Any Nilpotent group (?) satisfies the normalizer condition: it has no proper Self-normalizing subgroup (?).

## Proof

### Proof using given facts

The proof follows directly from facts (1) and (2).

### Direct proof

Given: A nilpotent group $G$, a proper subgroup $H$ of $G$. $N_G(H)$ denotes the normalizer of $H$ in $G$.

To prove: $H$ is properly contained in $N_G(H)$

Proof: We prove this by induction on the nilpotency class of $G$. For now, let us assume that the result has been proved for all groups of nilpotency class strictly less than that of $G$. The base case of the induction is Abelian groups, where the statement is clearly true (because every subgroup is normal).
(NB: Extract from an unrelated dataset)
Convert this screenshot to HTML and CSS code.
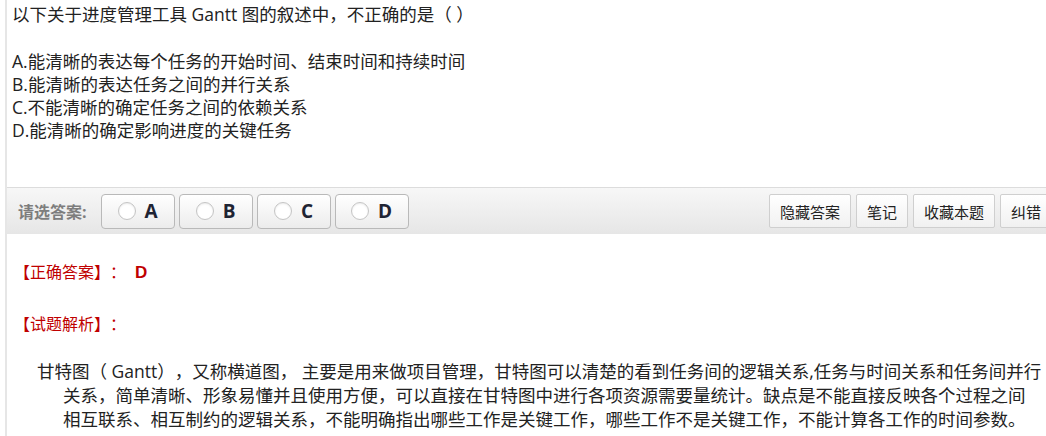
FILE: index.html
```html
<!DOCTYPE html>
<html lang="zh-CN">

<head>
    <meta charset="UTF-8">
    <meta name="viewport" content="width=device-width, initial-scale=1.0">
    <title>试题</title>
    <link rel="stylesheet" href="styles.css">
</head>

<body>
    <div class="page">
        <div class="question">
            <p class="stem">以下关于进度管理工具 Gantt 图的叙述中，不正确的是（ ）</p>
            <ul class="options">
                <li>A.能清晰的表达每个任务的开始时间、结束时间和持续时间</li>
                <li>B.能清晰的表达任务之间的并行关系</li>
                <li>C.不能清晰的确定任务之间的依赖关系</li>
                <li>D.能清晰的确定影响进度的关键任务</li>
            </ul>
        </div>

        <div class="toolbar">
            <span class="choose-label">请选答案:</span>
            <div class="choices">
                <button class="choice"><span class="radio"></span>A</button>
                <button class="choice"><span class="radio"></span>B</button>
                <button class="choice"><span class="radio"></span>C</button>
                <button class="choice"><span class="radio"></span>D</button>
            </div>
            <div class="actions">
                <button class="action">隐藏答案</button>
                <button class="action">笔记</button>
                <button class="action">收藏本题</button>
                <button class="action">纠错</button>
            </div>
        </div>

        <div class="answer">
            <p class="label">【正确答案】：<b class="right-answer">D</b></p>
            <p class="label analysis-title">【试题解析】：</p>
            <p class="analysis">甘特图（ Gantt），又称横道图， 主要是用来做项目管理，甘特图可以清楚的看到任务间的逻辑关系,任务与时间关系和任务间并行<br>关系，简单清晰、形象易懂并且使用方便，可以直接在甘特图中进行各项资源需要量统计。缺点是不能直接反映各个过程之间<br>相互联系、相互制约的逻辑关系，不能明确指出哪些工作是关键工作，哪些工作不是关键工作，不能计算各工作的时间参数。</p>
        </div>
    </div>
</body>

</html>
```

FILE: styles.css
```css
* {
    margin: 0;
    padding: 0;
    box-sizing: border-box;
}

body {
    font-family: "Open Sans", "Noto Sans CJK SC", sans-serif;
    color: #222;
    background: #fff;
    overflow: hidden;
    text-spacing-trim: space-all;
}

.page {
    margin-left: 5px;
    border-left: 2px solid #e6e6e6;
    min-height: 436px;
    overflow: hidden;
}

.question {
    padding: 3px 0 45px 5px;
    font-size: 17.5px;
    line-height: 23px;
}

.stem {
    margin-bottom: 24px;
}

.options {
    list-style: none;
}

/* answer bar */
.toolbar {
    width: 1045px;
    height: 47px;
    display: flex;
    align-items: center;
    padding: 0 0 0 11px;
    border-top: 1px solid #dcdcdc;
    background: linear-gradient(#f7f7f7, #e6e6e6);
}

.choose-label {
    font-size: 16px;
    font-weight: bold;
    color: #7d7d7d;
    margin-right: 14px;
}

.choices {
    display: flex;
    gap: 4px;
}

.choice {
    width: 74px;
    height: 35px;
    display: flex;
    align-items: center;
    justify-content: center;
    gap: 9px;
    font-family: "Open Sans", sans-serif;
    font-size: 19px;
    font-weight: bold;
    color: #1f2433;
    border: 1px solid #b9b9b9;
    border-radius: 4px;
    background: linear-gradient(#ffffff, #ececec);
}

.radio {
    width: 18px;
    height: 18px;
    border-radius: 50%;
    border: 1px solid #c4c4c4;
    background: #fff;
    box-shadow: inset 0 1px 2px rgba(0, 0, 0, 0.08);
}

.actions {
    display: flex;
    gap: 5px;
    margin-left: auto;
}

.action {
    height: 34px;
    padding: 0 10px;
    font-family: "Noto Sans CJK SC", sans-serif;
    font-size: 15px;
    color: #222;
    border: 1px solid #cfcfcf;
    border-radius: 2px;
    background: linear-gradient(#ffffff, #f1f1f1);
}

/* answer & analysis */
.answer {
    padding: 26px 0 0 7px;
}

.label {
    font-size: 16px;
    line-height: 24px;
    color: #c00000;
}

.right-answer {
    font-family: "Liberation Sans", sans-serif;
    font-size: 17px;
    margin-left: 9px;
}

.analysis-title {
    margin-top: 27px;
}

.analysis {
    margin-top: 23px;
    padding-left: 49px;
    text-indent: -26px;
    font-size: 17.5px;
    line-height: 24px;
    white-space: nowrap;
}
```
Let $Z(G)$ denote the center of $G$. Clearly $Z(G) \le N_G(H)$. Consider two cases:

• $Z(G)$ is not contained in $H$: In this case, $H$ cannot be equal to $N_G(H)$
• $Z(G)$ is contained in $H$: In this case, consider the subgroup $H/Z(G)$ in the group $G/Z(G)$. The nilpotency class of $G/Z(G)$ is one less than that of $G$, and $H/Z(G)$ is a proper subgroup since $H$ is proper in $G$. Hence, we have:

$H/Z(G) \ne N_{G/Z(G)}(H/Z(G))$

But the right side is the same as:

$(N_G(H))/(Z(G))$

showing that $H/Z(G) \ne N_G(H)/Z(G)$. Thus, $H \ne N_G(H)$.